The external audit highlighted clusters of change orders that, when aggregated across purchase orders during a 3.5-year audit period, resulted in cumulative increases above the board-approval threshold. The audit report cited 75 change orders across 15 purchase orders and noted roughly 200 change orders totaling just under $30 million across the period. Jackson disputed the implication of wrongdoing, saying most change orders had proper signatures, appeared on the board change-order log and reflected expected activity for an active construction program.
She gave examples: multiple small change orders for a "Chill and Pod" project were processed on the same days (nine change orders once totaling about $72,000; six on another date totaling about $155,000) and the district later posted linked justifications and approval documents on its change-order report. Jackson also described a New Glenridge Area Middle School sequence where a $3.9 million board-reported change order and a subsequent $139,000 modification to add solar panels were separated by calendar and system-close timing tied to board calendar and the Climate Change Action Plan adoption.
Will Smith, supervisor of capital programs, addressed whether PGCPS's change-order rate is in line with industry norms, saying construction-industry standards are "roughly 8 to 10%" and that in past audits PGCPS measured nearer 3–4% as a percentage of total work. He and Jackson noted renovation projects in older facilities commonly generate unforeseen conditions that lead to change orders, including permit inspector requirements and hidden conditions revealed during construction.
Capital programs also pushed back on procurement-related interpretations in the audit. Jackson said some procurement files were not fully attached in Oracle because the full packaged procurement records reside with the purchasing office, and she explained that paying a vendor who is not current in iSupplier can reflect documentation timing rather than an absence of procurement oversight.
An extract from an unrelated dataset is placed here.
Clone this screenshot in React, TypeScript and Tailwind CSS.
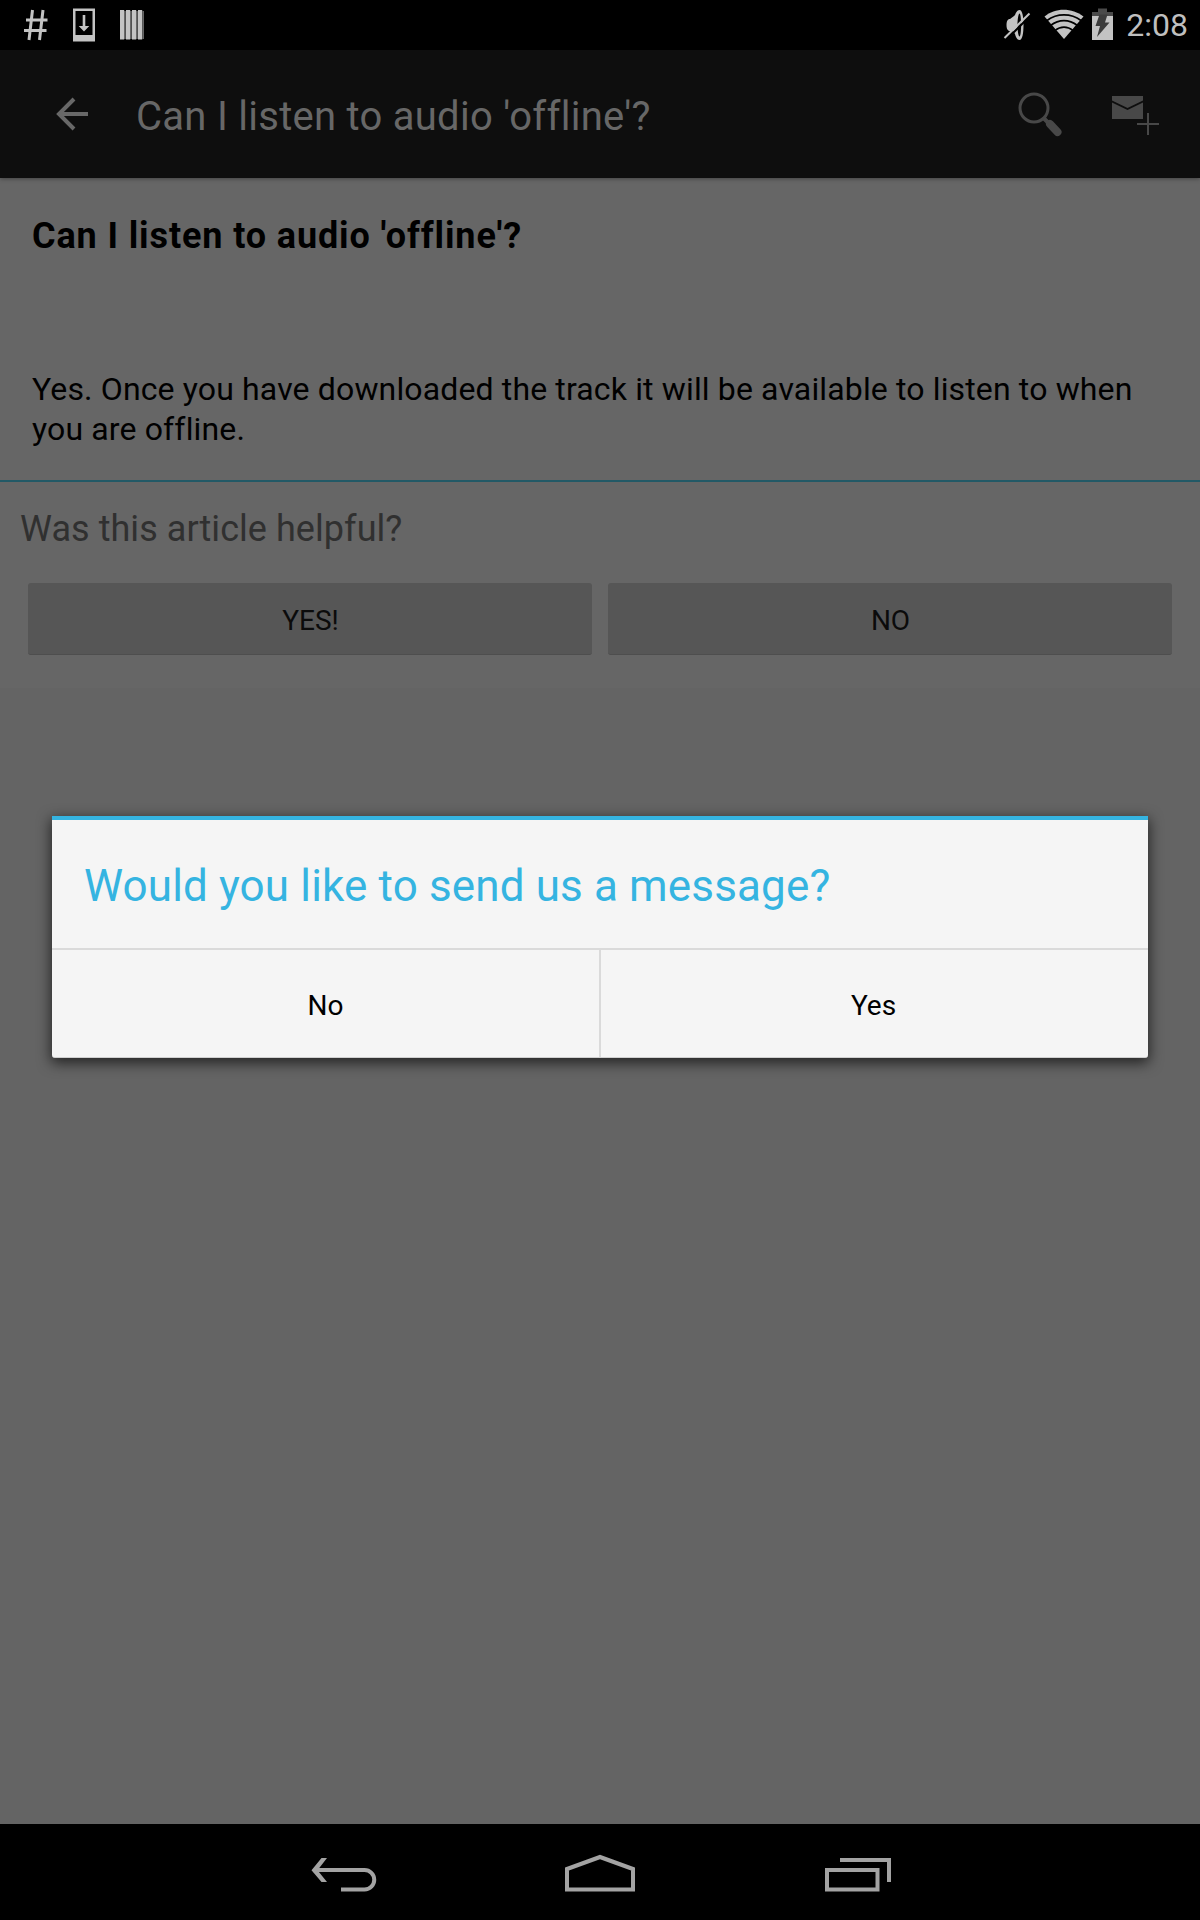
import React from 'react';

function StatusBar() {
  return (
    <div className="flex h-[50px] items-start justify-between bg-black">
      <svg width="160" height="50" viewBox="0 0 160 50" fill="none">
        <path d="M32.5 10L29 40M43 10L39.5 40M26 20H47.5M24 30.5H46.5" stroke="#c3c3c3" strokeWidth="3" />
        <path fillRule="evenodd" d="M73 8.500H95V41.500H73ZM75.500 11V35H92.500V11Z" fill="#c3c3c3" />
        <path d="M82.700 15h2.600v11h4L84 31.500L78.700 26h4z" fill="#c3c3c3" />
        <path d="M125 11V39M131 11V39M137 11V39M143.200 11V39" stroke="#666" strokeWidth="1.600" />
        <path d="M120 10h4.200v29.500H120zM126 10h4.200v29.500H126zM132 10h4.200v29.500H132zM138 10h4.200v29.500H138z" fill="#c3c3c3" />
      </svg>
      <div className="flex pr-[12px]">
        <svg width="147" height="50" viewBox="980 0 147 50">
          <path fillRule="evenodd" d="M1020.500 10c3 0 4 7 4 15s-1 15-4 15c-2 0-3.500-2-4.500-6l-2-3h-4c-2-1-2.500-3-2.500-6s.5-5 2.500-6h1l4-3l1-1c1-3 2.500-5 4.500-5zM1020.500 13.500c-1 0-2 5.500-2 11.500s1 11.500 2 11.500s1.600-5.500 1.600-11.500s-.6-11.500-1.600-11.500z" fill="#c3c3c3" />
          <path d="M1007 40L1032 15" stroke="#000" strokeWidth="2" />
          <path d="M1005.500 38L1030.500 13.500" stroke="#c3c3c3" strokeWidth="2" />
          <path d="M1065 39L1045.500 16.500C1056 7.500 1073 7.500 1084.500 16.500Z" fill="#c3c3c3" />
          <path d="M1048 20.500C1058 13 1072 13 1082 20.500M1051.500 25.500C1060 19 1070 19 1078.500 25.500M1056 30.500C1061.500 26 1068.500 26 1074 30.500" fill="none" stroke="#000" strokeWidth="1.600" />
          <path d="M1093 12h6V8.500h9V12h6v4h-21z" fill="#4a4a4a" />
          <path d="M1093 16h21v24h-21z" fill="#c3c3c3" />
          <path d="M1100.500 14.500h8l-2.500 8h4.500L1098 37l3-11h-4.500z" fill="#3c3c3c" />
        </svg>
        <span className="mt-[5px] text-[32px] leading-[40px] text-[#bfbfbf]">2:08</span>
      </div>
    </div>
  );
}

function AppBar() {
  return (
    <header className="relative flex h-[128px] items-center bg-[#0e0e0e] shadow-[0_1px_4px_rgba(0,0,0,0.35)]">
      <svg width="136" height="128" viewBox="0 50 136 128" fill="none" stroke="#686868" strokeWidth="4">
        <path d="M88 114H59M74 99L59 114L74 129" />
      </svg>
      <h1 className="flex-1 pt-[6px] text-[40px] leading-[48px] tracking-[0.27px] text-[#676767]">
        Can I listen to audio 'offline'?
      </h1>
      <svg width="190" height="128" viewBox="1010 50 190 128" fill="none">
        <circle cx="1034" cy="108" r="14" stroke="#484848" strokeWidth="3" />
        <path d="M1043.500 118L1048.500 123" stroke="#484848" strokeWidth="4" />
        <path d="M1050 124L1057.500 132" stroke="#484848" strokeWidth="8" strokeLinecap="round" />
        <path d="M1112 96h31v4.500l-15.500 7.500L1112 100.500zM1112 102.500l15.500 7.500L1143 102.500V119h-31z" fill="#484848" />
        <path d="M1137 124H1159M1148 113V135" stroke="#484848" strokeWidth="2" />
      </svg>
    </header>
  );
}

function Dialog() {
  return (
    <div className="absolute left-[52px] top-[816px] w-[1096px] rounded-b-[3px] border-b border-[#d0d0d0] bg-[#f5f5f5] shadow-[0_4px_14px_1px_rgba(0,0,0,0.65)]">
      <h2 className="h-[134px] border-b-2 border-t-4 border-b-[#dadada] border-t-[#35b4e1] pl-[32px] pt-[38px] text-[44px] leading-[56px] tracking-[0.14px] text-[#35b4e1]">
        Would you like to send us a message?
      </h2>
      <div className="flex h-[107px] text-[28px] leading-[32px] text-black">
        <button className="w-[549px] border-r-2 border-[#dadada] pt-[5px]">No</button>
        <button className="w-[547px] pr-[2px] pt-[5px]">Yes</button>
      </div>
    </div>
  );
}

function NavBar() {
  return (
    <nav className="flex h-24 justify-center bg-black">
      <svg width="640" height="96" viewBox="280 1824 640 96" fill="none" stroke="#a3a3a3" strokeWidth="4">
        <path d="M341 1889.500H364.500A9.700 9.700 0 0 0 364.500 1870H315" />
        <path d="M327 1858h-5.500L311.500 1870.300L321.500 1882H327L317.500 1870.300Z" fill="#a3a3a3" stroke="none" />
        <path d="M567 1889.500V1869L600 1857L633 1869V1889.500Z" />
        <path d="M827 1870H877.500V1889.500H827ZM840 1860H889V1882" />
      </svg>
    </nav>
  );
}

export default function App() {
  return (
    <div className="relative flex h-[1920px] w-[1200px] flex-col overflow-hidden bg-[#646464] font-['Roboto',sans-serif]">
      <StatusBar />
      <AppBar />
      <main className="flex-1">
        <article className="h-[304px] border-b-2 border-[#225966] bg-[#666] px-[32px] pt-[36px] text-black">
          <h2 className="text-[36px] font-bold leading-[44px] tracking-[0.88px]">Can I listen to audio 'offline'?</h2>
          <p className="mt-[111px] text-[32px] leading-[40px] tracking-[0.14px]">
            Yes. Once you have downloaded the track it will be available to listen to when
            <br />
            you are offline.
          </p>
        </article>
        <section className="h-[206px] bg-[#666]">
          <h3 className="pl-[20px] pt-[25px] text-[36px] leading-[44px] tracking-[0.05px] text-[#303030]">
            Was this article helpful?
          </h3>
          <div className="mt-[32px] flex gap-4 px-[28px] text-[28px] text-[#0b0b0b]">
            <button className="h-[72px] flex-1 rounded-[3px] border-b border-[#4e4e4e] bg-[#565656] pl-px pt-[4px]">YES!</button>
            <button className="h-[72px] flex-1 rounded-[3px] border-b border-[#4e4e4e] bg-[#565656] pl-px pt-[4px]">NO</button>
          </div>
        </section>
      </main>
      <NavBar />
      <Dialog />
    </div>
  );
}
On performance metrics, Jackson said the fiscal team found that "99.8% of the 4,200 invoices processed during the audit period were paid within 30 days," which exceeds the district's 97% standard; she added 95% of invoices were reviewed within three business days. The department said twelve invoices were paid outside 30 days for vendor-submission issues, vendor corrections or because approved change orders were still being entered into Oracle.
Responding to a separate audit finding that the district's PMIS was ineffective, staff said they will pursue a PMIS solicitation and an implementation partner with legacy Oracle expertise. Jackson said the department is evaluating vendors such as Kahua and Procore and expects a formal implementation solicitation and consent agenda item on the board's February meeting; she estimated 12–18 months to go live for the system and its tie-ins.
Internal audit and committee members asked for follow-up documentation on paired change orders that, when combined, could have exceeded the $250,000 board-approval threshold for a single project; Dina Thorpe, director of internal audit, asked to review the change-order analysis and staff agreed to recirculate supporting documents for further review.
The committee did not take any new formal votes on policy changes at the meeting. Staff said next steps include circulating the change-order support documents requested by internal audit, publishing a PMIS solicitation and returning with implementation details to the board.